Por isso, é fundamental nossa entrada em lugares de poder, para falar de políticas públicas. A demarcação das terras indígenas é uma das questões. Nossos governantes rasgam todos os dias a Constituição, em uma sociedade completamente corrompida que destrói nossas florestas. O homem branco só consegue pensar riqueza quando é monocultura; e para nós, a riqueza está na diversidade. É isso que nos enriquece enquanto filhos da terra e esse é nosso grande legado. A pauta urgente da nossa geração é querer ‘permanecer selvagem’. E isso é uma pauta de vida ou morte, não só para os seres humanos.” Narubia Werreria, 34 anos, é do povo Iny, da Ilha do Bananal, de Tocantins. Presidente do Instituto Indígena do Tocantins (INDTINS), também é cantora, compositora e escritora.

“Antes, nossa cultura era completamente equilibrada”

“O trabalho de base que faço na aldeia se dá pela questão das mulheres. Mas, também já fui puxada para o lado da política em muitos momentos, porque a luta das lideranças é pelo bem-estar de quem está na base.

Jerá Guarani, liderança da aldeia Kalipety, em foto de 2018 (Foto: Keiny Andrade/Folhapress)

Em 2012, por exemplo, foi um trabalho forte pela demarcação da terra Tenonde Porã, em que fui para Brasília, invadimos a secretaria da Presidência, fizemos protestos na Avenida Bandeirantes, em São Paulo. Lutamos pela demarcação por anos, e foi muito sentimento quando o então ministro da Justiça Eugenio Aragão assinou a portaria declaratória da nossa terra [em 2016].

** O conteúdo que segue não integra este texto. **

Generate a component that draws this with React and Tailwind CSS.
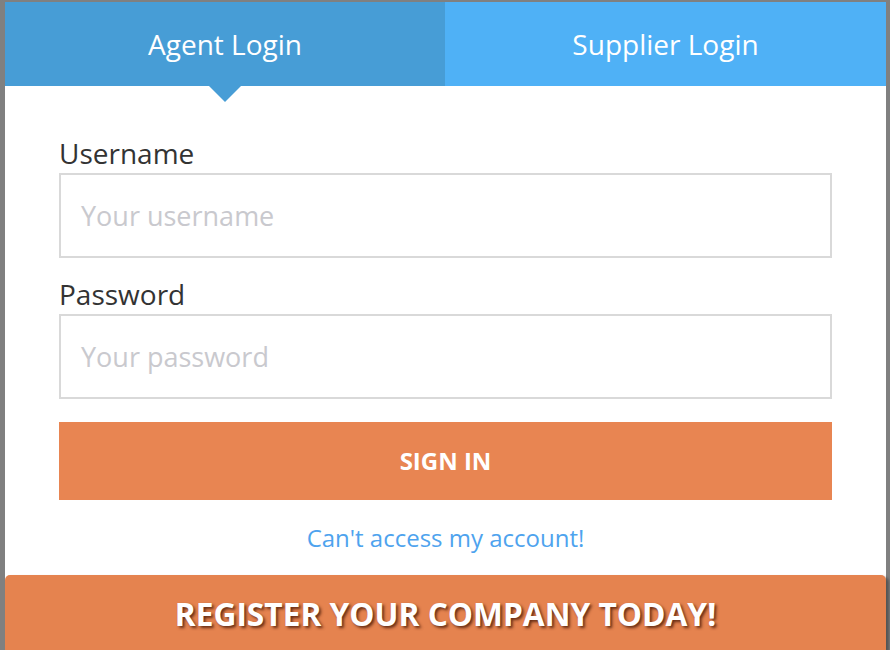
export default function App() {
  const font = { fontFamily: '"Open Sans", "Noto Sans", sans-serif' };
  return (
    <div
      className="w-[890px] h-[650px] bg-[#808080] pt-[2px] pl-[5px] pr-[4px] overflow-hidden"
      style={font}
    >
      <div className="bg-white h-[648px] flex flex-col">
        <div className="flex h-[84px] shrink-0">
          <div className="relative w-[440px] bg-[#479dd6] flex items-center justify-center text-white text-[28px]">
            Agent Login
            <div className="absolute left-1/2 -translate-x-1/2 top-full w-0 h-0 border-l-[16px] border-r-[16px] border-t-[16px] border-l-transparent border-r-transparent border-t-[#479dd6]" />
          </div>
          <div className="flex-1 bg-[#4fb1f6] flex items-center justify-center text-white text-[28px]">
            Supplier Login
          </div>
        </div>
        <div className="px-[54px] pt-[47px] flex flex-col">
          <label className="text-[28px] leading-[40px] text-[#333]">Username</label>
          <div className="h-[85px] border-2 border-[#d9d9d9] flex items-center pl-[20px] pt-[2px] text-[27px] text-[#c9c9ce]">
            Your username
          </div>
          <label className="mt-[16px] text-[28px] leading-[40px] text-[#333]">Password</label>
          <div className="h-[85px] border-2 border-[#d9d9d9] flex items-center pl-[20px] pt-[2px] text-[27px] text-[#c9c9ce]">
            Your password
          </div>
          <div className="mt-[23px] h-[78px] bg-[#e88552] flex items-center justify-center text-white font-bold text-[24px]">
            SIGN IN
          </div>
          <div className="mt-[20px] text-center text-[24px] leading-[36px] text-[#4ea3ee]">
            Can't access my account!
          </div>
        </div>
        <div className="mt-auto h-[75px] bg-[#e5834f] rounded-t-[5px] shadow-[3px_2px_3px_rgba(0,0,0,0.35)] flex justify-center pt-[17px] text-white font-bold text-[31.7px] leading-[44px] [text-shadow:2px_2px_3px_rgba(80,30,10,0.85)]">
          REGISTER YOUR COMPANY TODAY!
        </div>
      </div>
    </div>
  );
}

Depois disso, voltei à minha aldeia para buscar refletir com meu povo sobre questões como o uso abusivo de álcool, as violências que surgem a partir disso e a desvalorização da mulher, que é um aspecto que vem de fora. Sou esposa, mãe, liderança e o que faço é quebrar as regras sem desrespeitar as tradições.

Os mais velhos dizem, por exemplo, que as pessoas da aldeia se casavam quando ‘sabiam se virar’. Então, isso nos faz pensar que não é nossa tradição uma menina se casar com 12 anos. Eu mesma não aceitei isso na minha época, já ‘causava’ desde aquela idade. Certamente, a mulher indígena sofre dentro e fora das aldeias. A discriminação de gênero é uma situação planetária.

Mas penso que nossa cultura era absolutamente equilibrada antes: na minha infância, via que os homens cantavam pros filhos dormirem, faziam comida, limpavam a casa, lavavam a roupa com as esposas. Quando a mulher estava menstruada, ficava em repouso e quem fazia tudo eram os homens.

Parece que depois de entrar energia elétrica onde moramos, bagunçou muita coisa e hoje temos que trabalhar isso, fortalecer nosso “Nhande Reko”, nosso modo de ser. As mulheres têm os mesmos direitos, merecem ser felizes e respeitadas como os homens. Nossa cultura não pode se basear na ideia de que somos menos.” Jerá Guarani, 40 anos, é liderança do povo Guarani da terra indígena Tenondé Porã, que fica em Parelheiros, São Paulo. Pedagoga, dá palestras em escolas e faculdades sobre a luta do povo indígena, principalmente Guarani.